Problem statement:
Scan the listing below and copy every line holding "styles".

Provided material:
══════════════════════════════
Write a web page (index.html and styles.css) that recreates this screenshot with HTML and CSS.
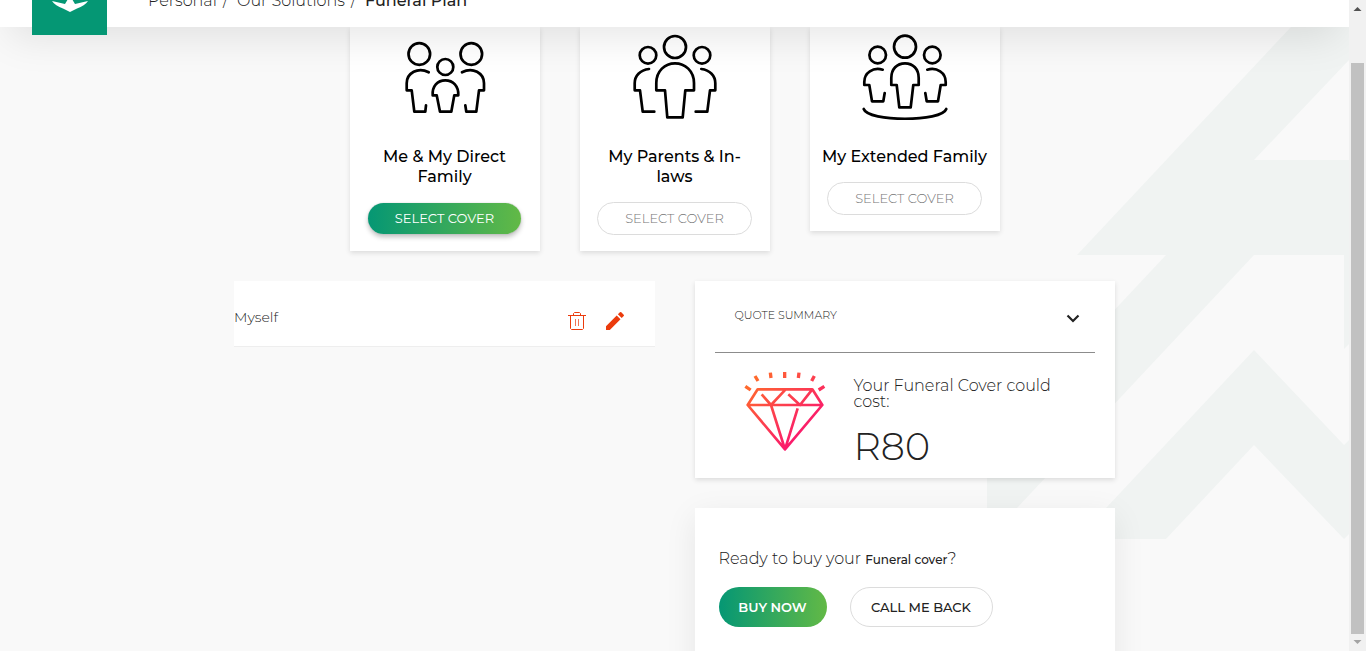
FILE: index.html
```html
<!DOCTYPE html>
<html lang="en">
<head>
<meta charset="utf-8">
<title>Funeral Plan</title>
<link rel="stylesheet" href="styles.css">
</head>
<body>
<div class="page">
  <header class="header">
    <a class="logo" href="#" aria-label="Home">
      <svg viewBox="0 0 75 75" fill="#fff"><path d="M36 20h4v19l3 5 13-3c-2 3-6 6-11 7.500l-7 3.500-7-3.500c-5-1.500-9-4.500-11-7.500l13 3 3-5z"/></svg>
    </a>
    <nav class="crumbs" aria-label="Breadcrumb">
      <a href="#">Personal</a><span class="slash">/</span><a href="#">Our Solutions</a><span class="slash">/</span><span class="current">Funeral Plan</span>
    </nav>
  </header>
  <main class="main">
    <svg class="pattern" viewBox="987 27 362 513" fill="#f0f3f2" aria-hidden="true">
      <path d="M1291 27H1349V60L1254 160H1349V255H1254L1017 508 987 539V446L1166 255H1077Z"/>
      <path d="M1344 255h5v89l-5 5z"/>
      <path d="M1254 350l90 95 5-5v94l-5 5-90-94-88 94h-89z"/>
    </svg>
    <section class="covers">
      <article class="card">
        <svg class="people" viewBox="0 0 90 90">
          <circle cx="19.3" cy="22" r="10.8"/><circle cx="71.3" cy="22" r="10.8"/><circle cx="45.3" cy="35" r="8"/>
          <path d="M28.7 40.3C18 34.500 6.700 41 6.700 51.300V58.300H11.700L14.300 79.700H25.300L26 73.300"/>
          <path d="M62 40.300C72.700 34.500 84 41 84 51.300V58.300H79L76.300 79.700H66.300L65.300 73.300"/>
          <path d="M36.700 63.300H32.700C32 54 37.500 48.300 45.300 48.300S58.700 54 58.300 63.300H54.300L51.300 79.700H40L36.700 63.300"/>
        </svg>
        <h2 class="card-title">Me &amp; My Direct Family</h2>
        <button class="pill pill-select pill-on" type="button">SELECT COVER</button>
      </article>
      <article class="card">
        <svg class="people" viewBox="0 0 90 90">
          <circle cx="18" cy="23.3" r="8.3"/><circle cx="45" cy="15" r="11"/><circle cx="72" cy="23.3" r="8.300"/>
          <path d="M19 37C10 38 4.700 44 4.700 51.300V58.300H10L12.700 79.700H24.300"/>
          <path d="M71.300 37C80 38 85.300 44 85.300 51.300V58.300H80L77.300 79.700H65.700"/>
          <path d="M35 58.300H26.300V51C26.300 39 35 31.300 45 31.300S64 39 64 51V58.300H55.300L52.700 85.300H37.300Z"/>
        </svg>
        <h2 class="card-title">My Parents &amp; In-laws</h2>
        <button class="pill pill-select" type="button">SELECT COVER</button>
      </article>
      <article class="card">
        <svg class="people" viewBox="0 0 90 90">
          <circle cx="17.7" cy="23" r="8.3"/><circle cx="45" cy="14.700" r="11"/><circle cx="72.300" cy="23" r="8.300"/>
          <path d="M22.700 37.700C13 35 4.300 40.500 4.300 50V53H9.300L12 69.300H23.300L24.700 61"/>
          <path d="M67.300 37.700C77 35 85.700 40.500 85.700 50V53H80.700L78 69.300H66.700L65.300 61"/>
          <path d="M36.700 53H31.300V46C31.300 37 37 31.300 45 31.300S58.700 37 58.700 46V53H53.300L50.700 75.300H39.300Z"/>
          <path d="M3.700 77C8 90 82 90 86.300 77"/>
        </svg>
        <h2 class="card-title">My Extended Family</h2>
        <button class="pill pill-select" type="button">SELECT COVER</button>
      </article>
    </section>
    <section class="columns">
      <div class="member">
        <span class="member-name">Myself</span>
        <button class="icon-btn" type="button" aria-label="Delete">
          <svg viewBox="0 0 20 20" fill="none" stroke="#eb3b0c"><path d="M1 4.500h18M6.500 4.500v-2l1-1h5l1 1v2M3.500 4.500v13l1 1h11l1-1v-13"/><path d="M8.500 8v7M11.500 8v7" opacity=".7"/></svg>
        </button>
        <button class="icon-btn" type="button" aria-label="Edit">
          <svg viewBox="0 0 20 20" fill="#eb3b0c"><path d="M1 15.200V19h3.800L15.500 8.300l-3.800-3.800zM18.700 5.100a1 1 0 0 0 0-1.400l-2.400-2.400a1 1 0 0 0-1.400 0l-2 2 3.800 3.800z"/></svg>
        </button>
      </div>
      <div class="side">
        <section class="quote">
          <div class="quote-head">
            <h2 class="quote-title">QUOTE SUMMARY</h2>
            <button class="icon-btn" type="button" aria-label="Toggle summary">
              <svg viewBox="0 0 20 20" fill="none" stroke="#222" stroke-width="2.2"><path d="M4.500 8.500l5.500 5.500L15.500 8.500"/></svg>
            </button>
          </div>
          <div class="quote-body">
            <svg class="diamond" viewBox="0 0 300 285" fill="none" stroke="url(#glow)" stroke-width="8">
              <defs><linearGradient id="glow" gradientUnits="userSpaceOnUse" x1="50" y1="50" x2="200" y2="210"><stop offset="0" stop-color="#ff6a2c"/><stop offset="1" stop-color="#fa1a6c"/></linearGradient></defs>
              <path stroke-linejoin="round" d="M68 73H232L262 120 150 253 38 120ZM38 120H262M80 88L108 120 152 73M160 88L195 120 232 73M108 120L150 253 188 130"/>
              <path stroke-width="10" d="M31 64L47 75M60 33L69 48M106 23L108 39M149 21V39M192 23L190 39M238 33L230 48M268 64L251 75"/>
            </svg>
            <div class="quote-text">
              <p class="quote-label">Your Funeral Cover could cost:</p>
              <p class="price">R80</p>
            </div>
          </div>
        </section>
        <section class="buy">
          <p class="buy-text">Ready to buy your <strong>Funeral cover</strong>?</p>
          <div class="buy-actions">
            <button class="pill pill-buy" type="button">BUY NOW</button>
            <button class="pill pill-call" type="button">CALL ME BACK</button>
          </div>
        </section>
      </div>
    </section>
  </main>
</div>
<div class="scrollbar" aria-hidden="true">
  <svg viewBox="0 0 17 17" fill="#505050"><path d="M8.500 7l4 4h-8z"/></svg>
  <div class="thumb"></div>
  <svg viewBox="0 0 17 17" fill="#a3a3a3"><path d="M8.500 10l4-4h-8z"/></svg>
</div>
</body>
</html>
```
FILE: styles.css
```css
* { box-sizing: border-box; }
body {
  margin: 0;
  height: 100vh;
  display: flex;
  overflow: hidden;
  background: #f9f9f9;
  color: #222;
  font-family: Montserrat, Inter, "Open Sans", sans-serif;
}
h2, p { margin: 0; font-weight: 400; }
button { font-family: inherit; cursor: pointer; }
a { color: inherit; text-decoration: none; }
.page { flex: 1; min-width: 0; overflow: hidden; }

.header {
  position: relative;
  z-index: 2;
  display: flex;
  height: 80px;
  margin-top: -53px;
  padding-left: 32px;
  background: #fff;
  box-shadow: 0 20px 40px -10px rgba(0, 0, 0, .1);
}
.logo { width: 75px; height: 75px; margin-top: 13px; background: #059774; }
.logo svg { display: block; }
.crumbs {
  display: flex;
  align-items: center;
  height: 106px;
  margin-left: 41px;
  font-size: 16px;
  font-weight: 300;
}
.slash { margin: 0 9px 0 6px; }
.current { font-weight: 500; }

.main { position: relative; min-height: 640px; }
.pattern { position: absolute; top: 0; right: 0; width: 362px; height: 513px; }
.covers, .columns { position: relative; margin: 0 auto; }
.covers {
  display: flex;
  justify-content: center;
  align-items: flex-start;
  gap: 40px;
}
.card {
  width: 190px;
  padding: 5px 11px 16px;
  display: flex;
  flex-direction: column;
  align-items: center;
  background: #fff;
  box-shadow: 0 2px 5px rgba(0, 0, 0, .12);
}
.people {
  width: 90px;
  height: 90px;
  margin-bottom: 25px;
  fill: none;
  stroke: #000;
  stroke-width: 2.7;
  stroke-linecap: round;
  stroke-linejoin: round;
}
.card-title {
  margin-bottom: 15px;
  color: #000;
  font-size: 16px;
  font-weight: 500;
  line-height: 20px;
  text-align: center;
}
.pill {
  padding: 0;
  border: 1px solid #dcdcdc;
  border-radius: 20px;
  background: #fff;
}
.pill-select {
  width: 155px;
  height: 33px;
  padding-bottom: 2px;
  color: #777;
  font-size: 13px;
  font-weight: 300;
}
.pill-on {
  width: 153px;
  height: 31px;
  margin: 1px;
  border: 0;
  background: linear-gradient(90deg, #059774, #62b946);
  color: #fff;
  font-weight: 400;
  box-shadow: 0 3px 5px rgba(0, 0, 0, .25), 0 0 1px rgba(0, 0, 0, .3);
}

.columns {
  display: grid;
  grid-template-columns: 1fr 1fr;
  align-items: start;
  gap: 40px;
  max-width: 881px;
  margin-top: 30px;
}
.member {
  display: flex;
  align-items: center;
  gap: 18px;
  height: 66px;
  padding: 14px 30px 0 0;
  background: #fff;
  border-bottom: 1px solid #eee;
}
.member-name { flex: 1; padding-bottom: 8px; font-size: 14px; font-weight: 300; }
.icon-btn { width: 20px; height: 20px; padding: 0; border: 0; background: none; }
.icon-btn svg { display: block; }
.quote { padding: 0 20px; background: #fff; box-shadow: 0 2px 5px rgba(0, 0, 0, .12); }
.quote-head {
  display: flex;
  justify-content: space-between;
  align-items: center;
  height: 72px;
  padding: 0 12px 0 20px;
  border-bottom: 1px solid #8c8c8c;
}
.quote-title { padding-bottom: 4px; font-size: 11px; font-weight: 300; }
.quote-body { display: flex; gap: 19px; height: 125px; padding: 12px 20px 0; }
.diamond { flex: none; width: 100px; height: 95px; }
.quote-text { padding-top: 13px; }
.quote-label { font-size: 16px; font-weight: 300; line-height: 16px; }
.price { padding-top: 17px; font-size: 38px; font-weight: 300; line-height: 40px; }
.buy {
  height: 180px;
  margin-top: 30px;
  padding: 41px 24px;
  background: #fff;
  box-shadow: 0 8px 30px rgba(0, 0, 0, .08);
}
.buy-text { font-size: 16px; font-weight: 300; line-height: 20px; }
.buy-text strong { font-size: 12px; font-weight: 500; }
.buy-actions { display: flex; gap: 23px; margin-top: 17px; }
.pill-buy, .pill-call { height: 40px; font-size: 13px; }
.pill-buy {
  width: 108px;
  border: 0;
  background: linear-gradient(90deg, #059774, #62b946);
  color: #fff;
  font-weight: 600;
}
.pill-call { width: 143px; color: #222; font-weight: 500; }

.scrollbar { display: flex; flex-direction: column; width: 17px; background: #f1f1f1; }
.scrollbar svg { width: 17px; height: 17px; flex: none; }
.thumb { flex: 1; margin: 46px 2px 0; background: #c1c1c1; }
```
══════════════════════════════
Written response:
Write a web page (index.html and styles.css) that recreates this screenshot with HTML and CSS.
<link rel="stylesheet" href="styles.css">
FILE: styles.css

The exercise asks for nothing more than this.